Memories of ‘a Renaissance Lei Maker’


In the 1990s when Meleana Estes was a teenager attending Punahou School in Honolulu (President Barack Obama’s alma mater), she had a steady job picking the fragrant yellow flowers from the pua kenikeni trees that bloomed in her grandmother’s backyard.

“I think she paid me $10 per day,” Ms. Estes recalled during a recent phone interview. Her maternal grandmother, Amelia Ana Ka‘opua Bailey, was a seamstress and costume designer by trade, but stringing flowers, vines and other plants into leis, the garlands synonymous with Hawaii, was her passion.

“Because she learned her signature wili (wrapped) style later in life, she would begin every lei workshop she taught by saying she was ‘a renaissance lei maker,’” Ms. Estes wrote in the introduction to her new book, “Lei Aloha: Celebrating the Vibrant Flowers and Lei of Hawai‘i.” The volume was intended as an ode to the art and soul of lei culture, and as a love letter to Ms. Bailey, who died in 2012 at the age of 89.

“She meant that she got into lei making as it was re-emerging, along with many other Hawaiian arts, during the 1960s,” the introduction continued. “She did not learn from her kupuna (grandparents). She was proud that her mo‘opuna (grandchildren) could say that we did.”

Lei making was such a staple of Ms. Estes’s upbringing on the islands of Kauai and Oahu (“Even the wooden ducks my family would bring out at Christmas were adorned with their own neck lei,” she wrote) that in 2015 she put her skills to use leading lei workshops on Oahu.

“I thought it would be fun to teach a kids’ class,” said Ms. Estes, now a stylist and jewelry designer in Honolulu. “And then the moms were like, ‘Can you do one for us?’”

The success of the workshops, which she later brought to other Hawaiian islands and to Japan, led to the book. In early 2020, she broached the idea of co-writing a volume to Jennifer Fiedler, a local author whose family, like Ms. Estes’s, has been in Hawaii for generations. It now is scheduled to be published in the United States on April 25 by Ten Speed Press, a division of Crown Publishing Group.
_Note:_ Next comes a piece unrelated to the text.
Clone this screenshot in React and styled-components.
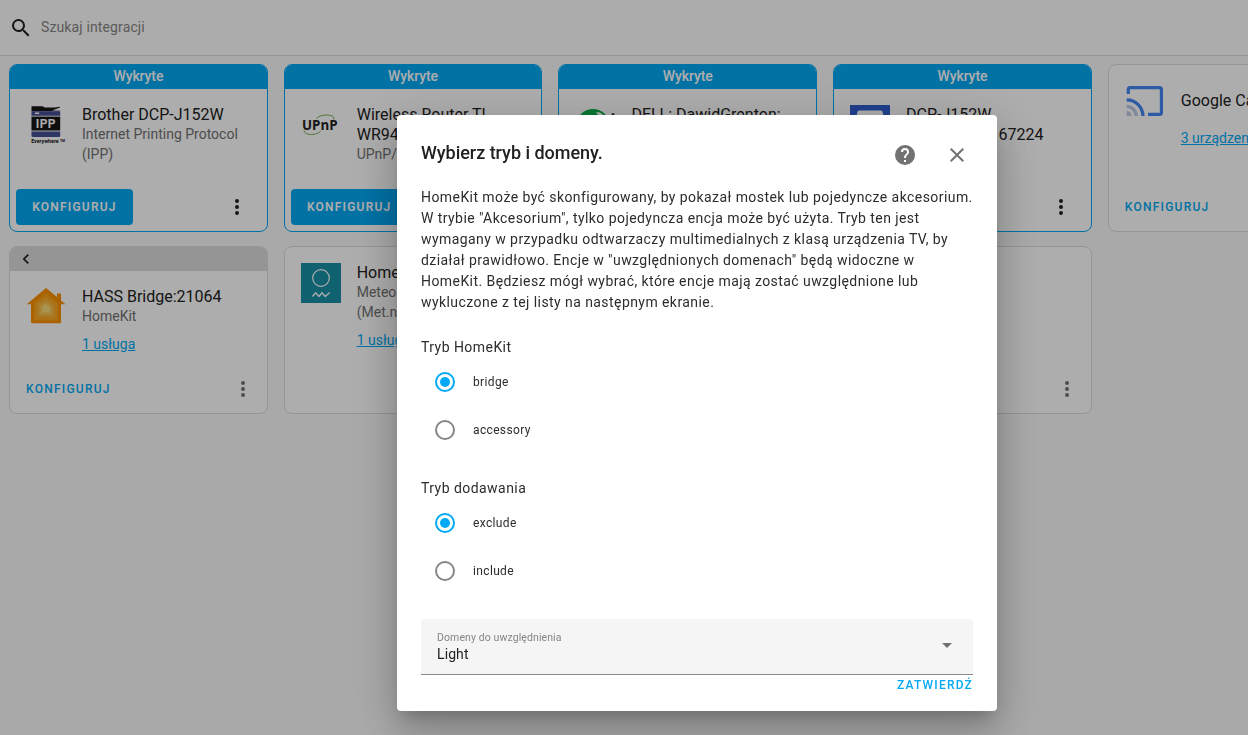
import React from 'react';
import styled, { createGlobalStyle, css } from 'styled-components';

const Global = createGlobalStyle`
  * { box-sizing: border-box; }
  html, body { margin: 0; padding: 0; height: 100%; overflow: hidden; }
  body { font-family: Roboto, "Liberation Sans", sans-serif; background: #fafafa; color: #212121; }
`;

const Page = styled.main`
  height: 735px;
  overflow: hidden;
  background: #fafafa;
`;

const SearchBar = styled.header`
  height: 56px;
  padding: 0 9px;
  display: flex;
  align-items: center;
  gap: 8px;
  background: #fefefe;
  border-bottom: 1px solid #dedede;
  font-size: 14px;
  letter-spacing: 0.13px;
  color: #868686;
`;

const SearchText = styled.span`
  padding-bottom: 2px;
`;

const Icon = styled.svg`
  display: block;
  flex: none;
  width: ${p => p.$size || 24}px;
  height: ${p => p.$size || 24}px;
  fill: ${p => p.$color || '#212121'};
`;

const Grid = styled.section`
  display: grid;
  grid-template-columns: repeat(5, 258.7px);
  grid-auto-rows: 168px;
  gap: 14px 16px;
  padding: 8px 9px;
`;

const Card = styled.article`
  display: flex;
  flex-direction: column;
  border: 1px solid ${p => (p.$discovered ? '#03a9f4' : '#dcdcdc')};
  border-radius: 8px;
  background: #fff;
  overflow: hidden;
`;

const CardHeader = styled.div`
  flex: none;
  height: 24px;
  display: flex;
  align-items: center;
  justify-content: ${p => (p.$discovered ? 'center' : 'flex-start')};
  padding: ${p => (p.$discovered ? '0 0 2px' : '0 6px')};
  background: ${p => (p.$discovered ? '#03a9f4' : '#dcdcdc')};
  color: #fff;
  font-size: 14px;
  font-weight: 500;
  letter-spacing: -0.1px;
`;

const Info = styled.div`
  display: flex;
  gap: 16px;
  padding: ${p => (p.$header ? '15px' : '16px')} 8px 0 16px;
`;

const Logo = styled.div`
  flex: none;
  width: 40px;
  height: 40px;
  svg { display: block; }
`;

const Titles = styled.div`
  align-self: ${p => (p.$top ? 'flex-start' : 'center')};
  min-width: 0;
  padding-top: 1px;
  margin-top: ${p => (p.$up ? '-1px' : '0')};
`;

const Title = styled.div`
  font-size: 16px;
  line-height: 20px;
  white-space: nowrap;
`;

const Sub = styled.div`
  margin-top: -1px;
  font-size: 14px;
  line-height: 20px;
  color: #727272;
  white-space: pre-line;
`;

const Link = styled.a`
  margin: ${p => (p.$tight ? 7 : 8)}px 0 0 72px;
  font-size: 14px;
  line-height: 20px;
  color: #03a9f4;
  text-decoration: underline;
  white-space: nowrap;
`;

const Actions = styled.div`
  min-height: 42px;
  margin-top: auto;
  display: flex;
  align-items: center;
  justify-content: space-between;
  padding: 0 ${p => (p.$discovered ? 18 : 12)}px 6px 6px;
`;

const Button = styled.button`
  height: 36px;
  border: 0;
  border-radius: 4px;
  font: 500 12px/36px Roboto, sans-serif;
  letter-spacing: 1.25px;
  white-space: nowrap;
  ${p =>
    p.$raised
      ? css`width: 117px; padding: 0; background: #03a9f4; color: #fff; font-weight: 600; letter-spacing: 1.2px;`
      : css`padding: 0 10px; background: transparent; color: #03a9f4;`}
`;

const Scrim = styled.div`
  position: fixed;
  inset: 0;
  padding: 115px 0 0 397px;
  background: rgba(0, 0, 0, 0.32);
`;

const Dialog = styled.section`
  width: 600px;
  height: 596px;
  padding: 0 24px;
  border-radius: 4px;
  background: #fff;
  box-shadow: 0 11px 15px -7px rgba(0, 0, 0, 0.2), 0 24px 38px 3px rgba(0, 0, 0, 0.14),
    0 9px 46px 8px rgba(0, 0, 0, 0.12);
  display: flex;
  flex-direction: column;
`;

const DialogHeader = styled.div`
  display: flex;
  align-items: center;
  gap: 28px;
  height: 72px;
  padding: 8px 4px 0 0;
`;

const DialogTitle = styled.h2`
  flex: 1;
  margin: 0 0 4px;
  font-size: 18px;
  font-weight: 500;
  line-height: 24px;
  letter-spacing: -0.03px;
`;

const Description = styled.p`
  margin: 0;
  font-size: 14px;
  line-height: 21px;
  letter-spacing: 0.432px;
  white-space: pre;
  color: #2c2c2c;
`;

const Group = styled.fieldset`
  margin: ${p => p.$gap}px 0 0;
  padding: 0;
  border: 0;
  color: #2c2c2c;
`;

const Legend = styled.div`
  height: 24px;
  padding-top: 1px;
  font-size: 14px;
  line-height: 24px;
  letter-spacing: 0.45px;
`;

const Option = styled.label`
  height: 48px;
  display: flex;
  align-items: center;
  gap: 18px;
  padding-left: 14px;
  font-size: 12px;
  letter-spacing: 0.35px;
`;

const Radio = styled.span`
  width: 20px;
  height: 20px;
  border: 2px solid ${p => (p.$on ? '#03a9f4' : '#868686')};
  border-radius: 50%;
  display: grid;
  place-items: center;
  &::after {
    content: '';
    width: 10px;
    height: 10px;
    border-radius: 50%;
    background: ${p => (p.$on ? '#03a9f4' : 'transparent')};
  }
`;

const Select = styled.div`
  margin-top: 24px;
  height: 56px;
  display: flex;
  align-items: center;
  justify-content: space-between;
  padding: 0 14px 3px 16px;
  background: #f5f5f5;
  border-bottom: 1px solid #8a8a8a;
  border-radius: 4px 4px 0 0;
`;

const SelectLabel = styled.div`
  padding-top: 4px;
  font-size: 10.5px;
  line-height: 14px;
  letter-spacing: 0.1px;
  color: #868686;
`;

const SelectValue = styled.div`
  font-size: 14px;
  line-height: 19px;
  letter-spacing: 0.1px;
`;

const Submit = styled.button`
  align-self: flex-end;
  margin: 0;
  padding: 0;
  border: 0;
  background: none;
  color: #03a9f4;
  font: 500 12px/20px Roboto, sans-serif;
  letter-spacing: 1.2px;
`;

const paths = {
  search:
    'M9.5,3A6.5,6.5 0 0,1 16,9.5C16,11.11 15.41,12.59 14.44,13.73L14.71,14H15.5L20.5,19L19,20.5L14,15.5V14.71L13.73,14.44C12.59,15.41 11.11,16 9.5,16A6.5,6.5 0 0,1 3,9.5A6.5,6.5 0 0,1 9.5,3M9.5,5C7,5 5,7 5,9.5C5,12 7,14 9.5,14C12,14 14,12 14,9.5C14,7 12,5 9.5,5Z',
  close:
    'M19,6.41L17.59,5L12,10.59L6.41,5L5,6.41L10.59,12L5,17.59L6.41,19L12,13.41L17.59,19L19,17.59L13.41,12L19,6.41Z',
  help:
    'M15.07,11.25L14.17,12.17C13.45,12.89 13,13.5 13,15H11V14.5C11,13.39 11.45,12.39 12.17,11.67L13.41,10.41C13.78,10.05 14,9.55 14,9C14,7.89 13.1,7 12,7A2,2 0 0,0 10,9H8A4,4 0 0,1 12,5A4,4 0 0,1 16,9C16,9.88 15.64,10.67 15.07,11.25M13,19H11V17H13M12,2A10,10 0 0,0 2,12A10,10 0 0,0 12,22A10,10 0 0,0 22,12C22,6.47 17.5,2 12,2Z',
  back: 'M15.41,16.58L10.83,12L15.41,7.41L14,6L8,12L14,18L15.41,16.58Z',
  dots:
    'M12,16A2,2 0 0,1 14,18A2,2 0 0,1 12,20A2,2 0 0,1 10,18A2,2 0 0,1 12,16M12,10A2,2 0 0,1 14,12A2,2 0 0,1 12,14A2,2 0 0,1 10,12A2,2 0 0,1 12,10M12,4A2,2 0 0,1 14,6A2,2 0 0,1 12,8A2,2 0 0,1 10,6A2,2 0 0,1 12,4Z',
  down: 'M7,10L12,15L17,10H7Z',
};

const Glyph = ({ name, ...rest }) => (
  <Icon viewBox="0 0 24 24" {...rest}>
    <path d={paths[name]} />
  </Icon>
);

const logoFont = 'Roboto, sans-serif';

const logos = {
  ipp: (
    <svg width="40" height="42" viewBox="0 0 40 42">
      <path d="M5.5 2.2h11l2.2 1.3L29 3.5l4.5-.7.5.6-8 3 8 .3v.6H5.5z" fill="#161616" />
      <path d="M5.5 7.2h28.7v5H5.5z" fill="#454d93" />
      <path d="M9 9.2h4.2" stroke="#fff" strokeWidth="1.4" />
      <path d="M5.5 12.2h28.7" stroke="#ddd" strokeWidth="1" />
      <path d="M5.5 12.8h28.7v13.7H5.5z" fill="#161616" />
      <path d="M5.5 27.6h28.7v3.9a1.5 1.5 0 0 1-1.5 1.5H7a1.5 1.5 0 0 1-1.5-1.5z" fill="#454d93" />
      <text x="19.9" y="23.5" textAnchor="middle" fontFamily={logoFont} fontWeight="700" fontSize="12" letterSpacing="0.4" fill="#fff">IPP</text>
      <text x="5.2" y="39" fontFamily={logoFont} fontWeight="700" fontSize="5.8" textLength="27.5" lengthAdjust="spacingAndGlyphs" fill="#111">Everywhere</text>
      <text x="34" y="37.5" fontFamily={logoFont} fontWeight="700" fontSize="3" textLength="5" lengthAdjust="spacingAndGlyphs" fill="#111">TM</text>
    </svg>
  ),
  upnp: (
    <svg width="40" height="40" viewBox="0 0 40 40">
      <path d="M15.5 14.5C19 10.3 30 10 32.5 13Q33.3 14 32.5 15.5" fill="none" stroke="#76ad58" strokeWidth="1" />
      <path d="M3 26.500C3.5 31.5 14 32 19.5 27.5" fill="none" stroke="#76ad58" strokeWidth="1" />
      <text x="1" y="26" fontFamily='"Open Sans", sans-serif' fontWeight="700" fontSize="14.5" textLength="35.5" lengthAdjust="spacingAndGlyphs" fill="#222">UPnP</text>
    </svg>
  ),
  dell: (
    <svg width="40" height="40" viewBox="0 0 40 40">
      <circle cx="18" cy="22" r="17" fill="#0fb04c" />
      <circle cx="22" cy="15.5" r="7.5" fill="#fff" />
      <path d="M14 8c5-3 9 0 9 5l-9 4z" fill="#0fb04c" />
      <circle cx="38" cy="10.5" r="1.5" fill="#333" />
    </svg>
  ),
  printer: (
    <svg width="40" height="40" viewBox="0 0 40 40">
      <path d="M0 1h40v39H0z" fill="#2f5fd0" />
      <path d="M9 6.5H31Q32.3 6.5 32.6 8L34 14H6L7.4 8Q7.7 6.5 9 6.5z" fill="#fff" />
    </svg>
  ),
  cast: (
    <svg width="40" height="40" viewBox="0 0 40 40" fill="none">
      <path d="M3.3 13V8.5Q3.3 6.6 5.2 6.6H34.5Q36.4 6.6 36.4 8.5V31.5Q36.4 33.4 34.5 33.4H23" stroke="#4285f4" strokeWidth="3.2" />
      <path d="M1.7 18.8A16.2 16.2 0 0 1 17.9 35" stroke="#4285f4" strokeWidth="3.3" />
      <path d="M1.7 25.5A9.5 9.5 0 0 1 11.2 35" stroke="#bdcbe4" strokeWidth="3.3" />
      <path d="M1.7 30A5 5 0 0 1 6.7 35H1.7z" fill="#bdcbe4" />
    </svg>
  ),
  homekit: (
    <svg width="40" height="40" viewBox="0 0 40 40">
      <path d="M20 2L31 11V7.5H35V14.5L39.5 18.3H35V36Q35 37.3 33.7 37.3H6.3Q5 37.3 5 36V18.3H.8z" fill="#fb9000" />
      <path d="M20 7.5L32 17V34.5H8V17z" fill="#fba51b" />
      <path d="M20 11.5L29 18.5V31.5H11V18.5z" fill="#f9b236" />
      <path d="M20 15L26.5 20V29H13.5V20z" fill="#f9c250" />
      <path d="M20 18L24 21V26.5H16V21z" fill="#f6da76" />
    </svg>
  ),
  met: (
    <svg width="40" height="40" viewBox="0 0 40 40" fill="none" stroke="#fff">
      <path d="M0 0h40v40H0z" fill="#1891a6" stroke="none" />
      <circle cx="20" cy="15" r="8.3" strokeWidth="1.2" />
      <path d="M11.5 33.5l3.2-3.7 3.3 3.7 3-3.7 3.2 3.7 4.5-3.9" strokeWidth="1.3" />
    </svg>
  ),
};

const cards = [
  { logo: 'ipp', title: ['Brother DCP-J152W'], sub: 'Internet Printing Protocol\n(IPP)', discovered: true },
  { logo: 'upnp', title: ['Wireless Router TL', 'WR940N'], sub: 'UPnP/IGD', discovered: true },
  { logo: 'dell', title: ['DELL: DawidGrenton:'], discovered: true, top: true },
  { logo: 'printer', title: ['DCP-J152W', '[30055c8a4] 67224'], discovered: true },
  { logo: 'cast', title: ['Google Cast'], link: '3 urządzenia', action: true },
  { logo: 'homekit', title: ['HASS Bridge:21064'], sub: 'HomeKit', link: '1 usługa', action: true, menu: true, back: true },
  { logo: 'met', title: ['Home'], sub: 'Meteorologisk\n(Met.no)', link: '1 usługa' },
  {},
  { menu: true },
];

function IntegrationCard({ logo, title, sub, discovered, link, action, menu, back, top }) {
  return (
    <Card $discovered={discovered}>
      {discovered && <CardHeader $discovered>Wykryte</CardHeader>}
      {back && (
        <CardHeader>
          <Glyph name="back" $size={20} />
        </CardHeader>
      )}
      {title && (
        <Info $header={discovered || back}>
          <Logo>{logos[logo]}</Logo>
          <Titles $up={!discovered && !back} $top={top}>
            {title.map(line => (
              <Title key={line}>{line}</Title>
            ))}
            {sub && <Sub>{sub}</Sub>}
          </Titles>
        </Info>
      )}
      {link && <Link $tight={!sub}>{link}</Link>}
      {(discovered || action || menu) && (
        <Actions $discovered={discovered}>
          {discovered || action ? <Button $raised={discovered}>KONFIGURUJ</Button> : <span />}
          {(discovered || menu) && <Glyph name="dots" $color={discovered ? '#212121' : '#727272'} />}
        </Actions>
      )}
    </Card>
  );
}

function RadioGroup({ label, options, gap }) {
  return (
    <Group $gap={gap}>
      <Legend>{label}</Legend>
      {options.map((option, i) => (
        <Option key={option}>
          <Radio $on={i === 0} />
          {option}
        </Option>
      ))}
    </Group>
  );
}

const description = `HomeKit może być skonfigurowany, by pokazał mostek lub pojedyncze akcesorium.
W trybie "Akcesorium", tylko pojedyncza encja może być użyta. Tryb ten jest
wymagany w przypadku odtwarzaczy multimedialnych z klasą urządzenia TV, by
działał prawidłowo. Encje w "uwzględnionych domenach" będą widoczne w
HomeKit. Będziesz mógł wybrać, które encje mają zostać uwzględnione lub
wykluczone z tej listy na następnym ekranie.`;

export default function App() {
  return (
    <>
      <Global />
      <Page>
        <SearchBar>
          <Glyph name="search" />
          <SearchText>Szukaj integracji</SearchText>
        </SearchBar>
        <Grid>
          {cards.map((card, i) => (
            <IntegrationCard key={i} {...card} />
          ))}
        </Grid>
      </Page>
      <Scrim>
        <Dialog>
          <DialogHeader>
            <DialogTitle>Wybierz tryb i domeny.</DialogTitle>
            <Glyph name="help" $color="#727272" />
            <Glyph name="close" $color="#727272" />
          </DialogHeader>
          <Description>{description}</Description>
          <RadioGroup label="Tryb HomeKit" options={['bridge', 'accessory']} gap={21} />
          <RadioGroup label="Tryb dodawania" options={['exclude', 'include']} gap={21} />
          <Select>
            <div>
              <SelectLabel>Domeny do uwzględnienia</SelectLabel>
              <SelectValue>Light</SelectValue>
            </div>
            <Glyph name="down" $color="#727272" />
          </Select>
          <Submit>ZATWIERDŹ</Submit>
        </Dialog>
      </Scrim>
    </>
  );
}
Ms. Estes said that until about a decade ago, lei making seemed like a forgotten part of Hawaiian culture, celebrated in the state on May 1, or Lei Day, and then neglected the rest of the year.

“When I got married in 2008, I didn’t wear a head lei. But now brides want lei,” she said. “This book is meant to celebrate that, to show all the beautiful styles and excitement around lei, and how it is such a part of everything we do.”

The book’s 11 chapters address different ceremonial occasions to make and wear lei — including luaus, sporting events, weddings and fund-raisers. (Ms. Estes said there even is a lei protocol for visits to the islands’ volcanoes, a kind of tribute to Pele, the Hawaiian goddess of fire.)

Featuring more than 100 photographs by Tara Rock depicting garlands of tropical flowers commonly used to make lei — bougainvillea, ginger, hibiscus, plumeria and pikake, a sweetly perfumed Indonesian jasmine traditionally found in bridal leis — the book is less a D.I.Y. guide than a recounting of some personal anecdotes about the craft.

The stories include some unusual details, such as the fact that it takes about 120 pua kenikeni flowers to make a lei and the flowers change color depending on the day they are harvested. Or that Niihau, the privately owned island that is the westernmost inhabited spot in the Hawaiian chain, is home to a style of lei made from the tiny white pupu shells that wash ashore. Or that Hawaiians make lei when visiting different places on the islands “just to celebrate the occasion of being there,” Ms. Estes wrote.

In the book, Ms. Estes emphasized the importance of gathering, cleaning and organizing materials before making a lei, which can take three hours or more, depending on the style.

“If you prep and clean everything to the right size and it’s all in perfect stations, the process can go faster,” she said. “It is 100 percent a Zen process. You can’t hold your phone because you need both hands.”

She also encouraged readers to create their own leis using whatever is abundant, like the time she was in Colorado and wove a lei using aspen leaves. “It’s about knowing the technique and the aloha behind it,” she said.

Most important, she said, is the understanding that you should never, ever throw away a lei.

“If you have to, cut the string, take the flowers off and throw them in the yard,” she said. “What we call your mana, or energy, goes into making that lei, and you’re not going to throw that into the trash. You have to honor it.”